From Toronto to Tennessee, they emerged as glimmers of light amid an onslaught of devastating news.
The man driving to the gym when an attacker plowed a van into pedestrians at a busy Toronto intersection.
The man sitting with a friend at a Nashville-area Waffle House when a gunman opened fire.
The former Navy fighter pilot praised for her "nerves of steel" during an emergency on a Southwest Airlines flight.
We all need heroes to inspire us. In the past week, these three stepped up:
He came to the aid of a Toronto van attack victim
When a van began striking pedestrians in Toronto's busy North York section, Diego DeMatos was driving to the gym.
DeMatos was still emotional when he recounted the moment Monday when he saw the fast-moving vehicle strike a man and a woman.
"At first ... I just thought it was a hit and run," he told CNN.
It was more than that. At least 10 people were killed and 14 injured when Alek Minassian, 25, carried out his attack.
As DeMatos continued down the street, he saw four or five more people on the ground. Some were still moving, others not.
Further down, DeMatos said a man was trying to help another wounded pedestrian. The man screamed for help.
DeMatos parked, jumped out of his car and ran to assist.
"I went over to try to perform CPR on him. ... He died in our arms," DeMatos said.
A woman handed them her scarf to cover the dead man until police arrived, he said.
"It was like a scene from a war zone," DeMatos said. "It was really, really horrible."
He wrestled a rifle from the Tennessee Waffle House shooter
"I just want to be out there as a regular person," James Shaw Jr. insists.
But there was nothing regular about how Shaw defused a deadly shooting at a Waffle House early Sunday morning.
He was sitting with a friend at the restaurant counter when a gunman wearing nothing but a green jacket opened fire outside the restaurant, police said.
Glass shattered. A man fell to the ground.

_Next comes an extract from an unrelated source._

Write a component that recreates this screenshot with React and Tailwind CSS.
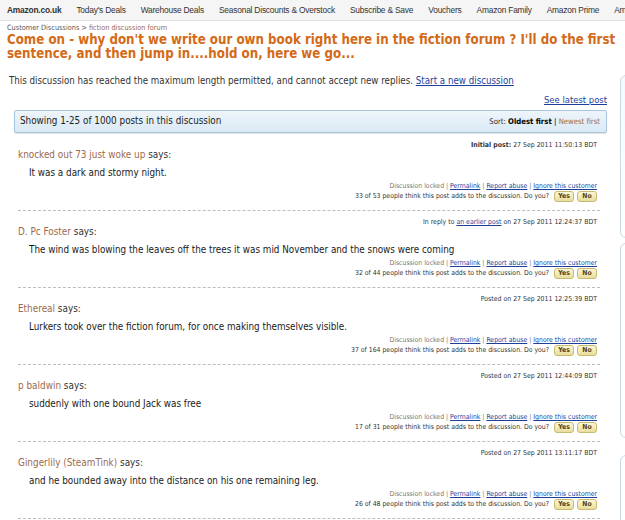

Shaw, 29, slid along the floor to the restroom, his mind set on stopping the shooter. When he heard a pause in the gunfire, he leaped into action.
"I figured if I was going to die," Shaw later told reporters, "he was going to have to work for it."
He rushed the man with the rifle. They tussled. The gunman cursed and fought back. Shaw managed to wrest the still-hot rifle from the shooter and tossed it behind the restaurant counter. The gunman ran off.
Shaw suffered a burn on his hand and a graze wound on his elbow.
The gunman killed four people, and it could have been more.
But don't call Shaw a hero.
"Heroes seem kind of like they're not touchable," he said. "If I'm looked at as a regular person, if somebody else is in this situation they have that same thing within them that they can project out also."
She calmly guided Southwest Airlines Flight 1380 to safety
The trouble started 20 minutes after the flight left New York. Passengers said they heard explosions. A plane window shattered after being struck by debris from a ruptured engine. A female passenger was sucked into the hole where the window had been.
But the voice of Tammie Jo Shults exuded calm as she guided Southwest Airlines Flight 1380 and its 144 passengers to safety at a Philadelphia airport.
Shults, one of the Navy's first female fighter pilots, spoke calmly and slowly to air traffic control as the plane experienced engine failure more than 30,000 feet in the air.
"We have a part of the aircraft missing," she said. "Could you have the medical meet us there on the runway as well? We've got injured passengers."
Was her plane on fire?
"No, it's not on fire," she replied. "But part of it is missing. They said there's a hole and that someone went out."
The plane plunged from an altitude of 31,684 feet to about 10,000 feet in a little more than five minutes, according to data from Flightradar24.com.
But passenger Kristopher Johnson said the pilot soon "regained control" and informed passengers the plane was headed to Philadelphia.
Passenger Jennifer Riordan of Albuquerque, New Mexico, died at a hospital after she was sucked partially out of the broken window. Seven other people had minor injuries.
It could have been much worse.
After the landing, Shults came out of the cabin and hugged everyone, telling them, "You all did a great job. You did a very good job," passenger Amy Serafini said.
Passenger Alfred Tumlinson told CNN affiliate WPVI: "She has nerves of steel. That lady, I applaud her. I'm going to send her a Christmas card, I'm going to tell you that, with a gift certificate for getting me on the ground. She was awesome."